Assembly: The Holdup arrived carefully packaged inside a heavy box. It literally took longer to unpack the Holdup than it did to put it together. For assembly, you simply locate the wheel trays onto the base and attach them with four (two each) bolts.
Vehicle Access: The Holdup required an extension for use on both Wranglers. We doubt it would fit even with a small stock spare tire. We used a 12-inch extension because that’s what we could find, but we could’ve made a shorter extension work. The Holdup will drop down 20 degrees for easier bike loading or cargo access, but we could only open the tailgate slightly before the spare tire hit the frame at the pivot pins. The drop feature could be advantageous in a hatch-back, but for vehicles with a swing-out tailgate the Holdup must be removed or a drop-hitch extension must be used or for any real access to the cargo area.

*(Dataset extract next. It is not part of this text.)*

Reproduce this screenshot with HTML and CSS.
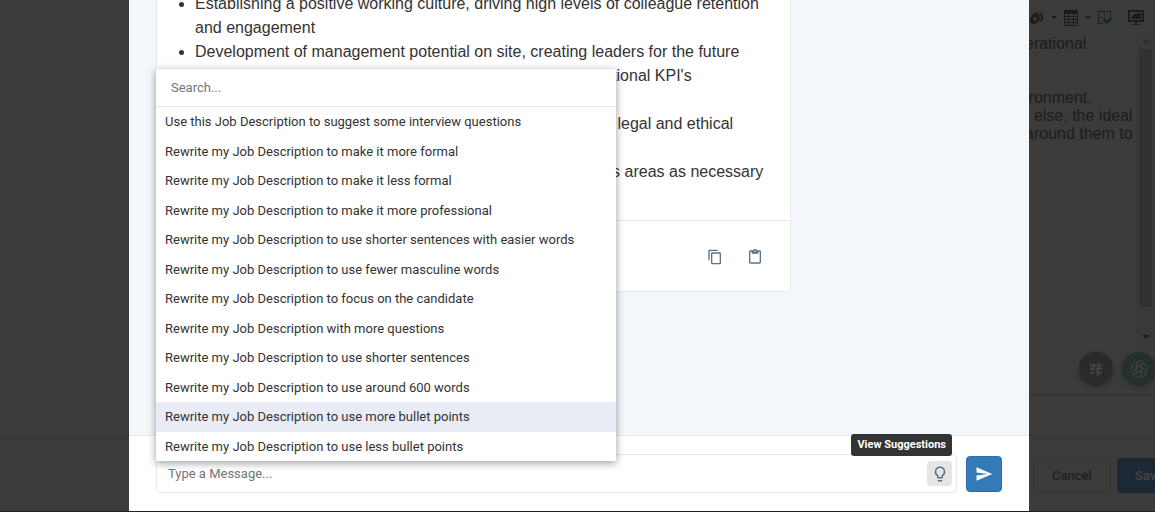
FILE: index.html
```
<!DOCTYPE html>
<html lang="en">
<head>
  <meta charset="UTF-8">
  <meta name="viewport" content="width=device-width, initial-scale=1.0">
  <title>Job Description Assistant</title>
  <link rel="stylesheet" href="styles.css">
</head>
<body>
  <div class="page">
    <div class="backdrop">
      <div class="backdrop-footer"></div>
    </div>

    <main class="dialog">
      <div class="messages">
        <div class="card">
          <ul class="card-text">
            <li>Establishing a positive working culture, driving high levels of colleague retention and engagement</li>
            <li>Development of management potential on site, creating leaders for the future</li>
            <li>Driving the site performance to achieve all of the key operational KPI's</li>
            <li>Managing all budgets and site costs</li>
            <li>Ensuring that the site is compliant with each of our relevant legal and ethical<br>standards</li>
            <li>Supporting the whole site management team across various areas as necessary</li>
          </ul>
          <div class="card-actions">
            <button class="icon-button" type="button" aria-label="Copy">
              <svg width="16" height="16" viewBox="0 0 24 24"><path d="M16 1H4a2 2 0 0 0-2 2v14h2V3h12V1zm3 4H8a2 2 0 0 0-2 2v14c0 1.100.9 2 2 2h11a2 2 0 0 0 2-2V7a2 2 0 0 0-2-2zm0 16H8V7h11v14z"/></svg>
            </button>
            <button class="icon-button" type="button" aria-label="Paste">
              <svg width="16" height="16" viewBox="0 0 24 24"><path d="M19 2h-4.200C14.400.8 13.300 0 12 0S9.600.8 9.200 2H5a2 2 0 0 0-2 2v16c0 1.100.9 2 2 2h14a2 2 0 0 0 2-2V4a2 2 0 0 0-2-2zm-7 0a1 1 0 1 1 0 2 1 1 0 0 1 0-2zm7 18H5V4h2v3h10V4h2v16z"/></svg>
            </button>
          </div>
        </div>
      </div>

      <form class="composer">
        <div class="message-box">
          <input class="message-input" type="text" placeholder="Type a Message..." aria-label="Message">
          <button class="suggest-button" type="button" aria-label="View Suggestions">
            <svg width="18" height="18" viewBox="0 0 24 24"><path d="M9 21c0 .55.45 1 1 1h4c.55 0 1-.45 1-1v-1H9v1zm3-19a7 7 0 0 0-4 12.740V17c0 .55.45 1 1 1h6c.55 0 1-.45 1-1v-2.260A7 7 0 0 0 12 2zm2.850 11.100-.85.6V16h-4v-2.300l-.85-.6A5 5 0 0 1 7 9a5 5 0 0 1 10 0 5 5 0 0 1-2.150 4.100z"/></svg>
          </button>
          <span class="tooltip" role="tooltip">View Suggestions</span>
        </div>
        <button class="send-button" type="submit" aria-label="Send">
          <svg width="18" height="18" viewBox="0 0 24 24"><path d="M2 21l21-9L2 3v7l15 2-15 2z"/></svg>
        </button>

        <div class="menu">
          <input class="menu-search" type="text" placeholder="Search..." aria-label="Search suggestions">
          <ul class="menu-list">
            <li>Use this Job Description to suggest some interview questions</li>
            <li>Rewrite my Job Description to make it more formal</li>
            <li>Rewrite my Job Description to make it less formal</li>
            <li>Rewrite my Job Description to make it more professional</li>
            <li>Rewrite my Job Description to use shorter sentences with easier words</li>
            <li>Rewrite my Job Description to use fewer masculine words</li>
            <li>Rewrite my Job Description to focus on the candidate</li>
            <li>Rewrite my Job Description with more questions</li>
            <li>Rewrite my Job Description to use shorter sentences</li>
            <li>Rewrite my Job Description to use around 600 words</li>
            <li class="active">Rewrite my Job Description to use more bullet points</li>
            <li>Rewrite my Job Description to use less bullet points</li>
          </ul>
        </div>
      </form>
    </main>

    <aside class="editor">
      <div class="toolbar">
        <svg width="14" height="14" viewBox="0 0 14 14"><path fill-rule="evenodd" d="M0 8l2-4 4-3 3 2 1 5-3 4-4 1-3-2zm3 0a2 2 0 1 0 4 0 2 2 0 0 0-4 0z"/><path d="M9 1c3 1 5 4 4 7l-2 3-1-1c2-3 1-6-1-9z"/></svg>
        <svg width="6" height="4" viewBox="0 0 6 4"><path d="M0 0h6L3 3z"/></svg>
        <svg width="14" height="16" viewBox="0 0 14 16"><path fill-rule="evenodd" d="M0 0h14v16H0zM1 4v2h3V4zm4 0v2h4V4zm5 0v2h3V4zM1 7v2h3V7zm4 0v2h4V7zm5 0v2h3V7zM1 10v2h3v-2zm4 0v2h4v-2zm5 0v2h3v-2zM1 13v2h3v-2zm4 0v2h4v-2zm5 0v2h3v-2z"/></svg>
        <svg width="6" height="4" viewBox="0 0 6 4"><path d="M0 0h6L3 3z"/></svg>
        <span class="toolbar-active">
          <svg width="14" height="14" viewBox="0 0 14 14"><path d="M0 0h13v6h-1V1H1v11h4v1H0z"/><path d="M6 2h1v1H6zm0 2h1v1H6zM2 6h1v1H2zm2 0h1v1H4zm2 0h1v1H6zm2 0h1v1H8zM5 9l2-1 2 2 4-4 1 2-5 5z"/></svg>
        </span>
        <svg width="16" height="16" viewBox="0 0 16 16"><path fill-rule="evenodd" d="M0 0h16v12H0zm2 2v8h12V2z"/><path d="M3 9c1-4 4-6 10-6v6zM7 12h2v2h3v1H4v-1h3z"/></svg>
      </div>
      <div class="editor-body">
        <div class="editor-text">
          <p>erational</p>
          <p>ironment,<br>&nbsp;&nbsp;else, the ideal<br>around them to</p>
        </div>
        <div class="scrollbar">
          <span class="arrow-up"></span>
          <span class="thumb"></span>
          <span class="arrow-down"></span>
        </div>
      </div>
      <div class="tools">
        <button class="round-button" type="button" aria-label="Settings">
          <svg width="16" height="16" viewBox="0 0 24 24"><path d="M3 16v3h7v-3zM3 5v3h10V5zm10 17h3v-3h5v-3h-5v-3h-3zM7 8v2H3v3h4v2h3V8zm14 5v-3h-9v3zm-7-3h3V8h4V5h-4V2h-3z"/></svg>
        </button>
        <button class="round-button green" type="button" aria-label="Assistant">
          <svg width="22" height="22" viewBox="0 0 24 24"><g id="knot"><path id="petal" d="M9 13.700V7.500a4 4 0 0 1 2-3.400l1-.6a4 4 0 0 1 6 3.500v1M9 10.300l5.400-3.100"/><use href="#petal" transform="rotate(60 12 12)"/><use href="#petal" transform="rotate(120 12 12)"/></g><use href="#knot" transform="rotate(180 12 12)"/></svg>
        </button>
      </div>
      <div class="editor-gap"></div>
      <div class="editor-footer">
        <button class="cancel-button" type="button">Cancel</button>
        <button class="save-button" type="button">Save</button>
      </div>
    </aside>
  </div>
</body>
</html>
```
FILE: styles.css
```
* {
  box-sizing: border-box;
}
body {
  margin: 0;
  background-color: #3b3b3b;
  font-family: Roboto, sans-serif;
  font-size: 13px;
  color: #333;
}
button, input {
  font-family: inherit;
  font-size: inherit;
  margin: 0;
}
button {
  cursor: pointer;
  padding: 0;
  border: none;
}
svg {
  display: block;
  fill: currentColor;
}
.page {
  display: grid;
  grid-template-columns: 129px minmax(0, 1fr) 126px;
  height: 100vh;
  overflow: hidden;
  border-bottom: 1px solid #202020;
}

/* dimmed page on the left */
.backdrop {
  display: flex;
  flex-direction: column;
  justify-content: flex-end;
}
.backdrop-footer {
  height: 73px;
  border-top: 1px solid #373737;
}

/* dialog */
.dialog {
  display: flex;
  flex-direction: column;
  min-height: 0;
  background-color: #fff;
}
.messages {
  flex: 1;
  min-height: 0;
  display: flex;
  flex-direction: column;
  justify-content: flex-end;
  align-items: flex-start;
  overflow: hidden;
  padding: 0 27px 143px;
  background-color: #f3f7fa;
}
.card {
  width: 75%;
  background-color: #fff;
  border: 1px solid #e5e9ee;
  border-radius: 4px;
}
.card-text {
  margin: 0;
  padding: 0 24px 36px 38px;
  font-family: "Liberation Sans", Arial, sans-serif;
  font-size: 16px;
  line-height: 24px;
}
.card-actions {
  display: flex;
  justify-content: flex-end;
  align-items: center;
  gap: 16px;
  height: 71px;
  padding-top: 2px;
  padding-right: 23px;
  border-top: 1px solid #e5e9ee;
}
.icon-button {
  display: flex;
  justify-content: center;
  align-items: center;
  width: 24px;
  height: 24px;
  background: none;
  color: #5a7184;
}

/* message form */
.composer {
  position: relative;
  display: flex;
  align-items: flex-end;
  gap: 9px;
  height: 76px;
  padding: 0 27px 18px;
  border-top: 1px solid #e5e9ee;
}
.message-box {
  position: relative;
  flex: 1;
  display: flex;
  align-items: center;
  height: 39px;
  padding: 0 4px 0 11px;
  border: 1px solid #e5e9ee;
  border-radius: 4px;
}
.message-input {
  flex: 1;
  padding: 0;
  border: none;
  outline: none;
  background: none;
}
.message-input::placeholder, .menu-search::placeholder {
  color: #757575;
}
.suggest-button {
  display: flex;
  justify-content: center;
  align-items: center;
  width: 25px;
  height: 25px;
  border-radius: 4px;
  background-color: #e5e5e5;
  color: #5a7184;
}
.tooltip {
  position: absolute;
  right: 4px;
  bottom: 36px;
  padding: 0 6px;
  border-radius: 3px;
  background-color: #333;
  color: #fff;
  font-size: 11px;
  font-weight: 700;
  line-height: 22px;
  white-space: nowrap;
}
.send-button {
  display: flex;
  justify-content: center;
  align-items: center;
  width: 36px;
  height: 36px;
  margin-bottom: 1px;
  border: 1px solid #2b6cb0;
  border-radius: 4px;
  background-color: #337ab7;
  color: #fff;
}

/* suggestions menu */
.menu {
  position: absolute;
  left: 27px;
  bottom: 50px;
  width: 460px;
  background-color: #fff;
  box-shadow: 0 2px 8px rgba(0, 0, 0, 0.4);
}
.menu-search {
  display: block;
  width: 100%;
  height: 38px;
  padding: 0 15px;
  border: none;
  border-bottom: 1px solid #e5e5e5;
  outline: none;
}
.menu-list {
  display: grid;
  grid-auto-rows: 1fr;
  height: 354px;
  margin: 0;
  padding: 0;
  list-style: none;
}
.menu-list li {
  display: flex;
  align-items: center;
  padding: 0 9px;
  cursor: pointer;
}
.menu-list .active {
  background-color: #e9ecf5;
}

/* dimmed editor on the right */
.editor {
  display: flex;
  flex-direction: column;
  overflow: hidden;
  color: #1c1c1c;
}
.toolbar {
  display: flex;
  align-items: center;
  gap: 7px;
  height: 32px;
  padding-top: 4px;
  padding-left: 1px;
  white-space: nowrap;
}
.toolbar svg {
  flex: none;
}
.toolbar-active {
  display: flex;
  justify-content: center;
  align-items: center;
  width: 24px;
  height: 24px;
  margin: 0 4px 0 -5px;
  border-radius: 3px;
  background-color: #383c3c;
}
.editor-body {
  flex: 1;
  display: flex;
  justify-content: space-between;
  min-height: 0;
}
.editor-text {
  margin-left: -4px;
  padding-top: 3px;
  font-family: "Liberation Sans", Arial, sans-serif;
  font-size: 16px;
  line-height: 18px;
  white-space: nowrap;
}
.editor-text p {
  margin: 0 0 36px;
}
.scrollbar {
  display: flex;
  flex-direction: column;
  align-items: center;
  gap: 6px;
  width: 19px;
  padding: 7px 0;
  background-color: #393939;
}
.arrow-up, .arrow-down {
  border: 4px solid transparent;
}
.arrow-up {
  border-top: none;
  border-bottom-color: #2a2a2a;
}
.arrow-down {
  border-bottom: none;
  border-top-color: #1c1c1c;
}
.thumb {
  flex: 1;
  width: 13px;
  margin-bottom: 22px;
  background-color: #313131;
}
.tools {
  display: flex;
  gap: 9px;
  height: 49px;
  padding: 6px 0 0 50px;
  border-bottom: 1px solid #303030;
}
.round-button {
  flex: none;
  display: flex;
  justify-content: center;
  align-items: center;
  width: 34px;
  height: 34px;
  border-radius: 50%;
  background-color: #292a2c;
  color: #454545;
  box-shadow: 0 2px 5px rgba(0, 0, 0, 0.2);
}
.round-button.green {
  background-color: #25302c;
}
.round-button.green svg {
  fill: none;
  stroke: currentColor;
  stroke-width: 1;
}
.editor-gap {
  height: 43px;
}
.editor-footer {
  display: flex;
  gap: 6px;
  height: 73px;
  padding: 19px 0 0 4px;
  border-top: 1px solid #373737;
}
.cancel-button, .save-button {
  flex: none;
  height: 35px;
  border-radius: 4px;
  font-weight: 500;
}
.cancel-button {
  width: 78px;
  border: 1px solid #343434;
  background-color: #3b3b3b;
  color: #202020;
}
.save-button {
  width: 64px;
  background-color: #1c2833;
  color: #464646;
}
```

Operation: The Holdup employs a folding front tire tray and pivoting support arm to lock the front tire into the rack. Out back, a pivoting wheel tray with a ratcheting wheel strap fastens the rear tires and adjusts angle for different wheelbases. The rear wheel strap must be fully removed from the ratchet mechanism and then the bike can be dropped on the trays, the pivot arm positioned and compressed onto the front tire, and the rear wheel strap fastened. Completely unfastening the rear wheel strap takes a couple of seconds, but otherwise the Holdup is fast and easy to load and unload. One gripe we had was that the release lever for the pivot arm mechanism is on the inside. Its location is very close to the bike fork and it can be hard to depress if your hands are large. Also the bade pivot pin sometimes required jiggling of the rack to get the pins to snap back into the bores when folding the rack up or down.
Highs: Bike trays are high off the ground for great departure angle. Heavy steel construction for durability. Trays fold up completely.
Lows: Awkward pivot arm mechanism release. Relatively heavy to install and move about. Limited cargo access on Wrangler unless rack is removed or drop hitch extension is utilized.
Price: $375(average price found on web)
Bottom Line: A solid steel, high-clearance option for your weekend warrior.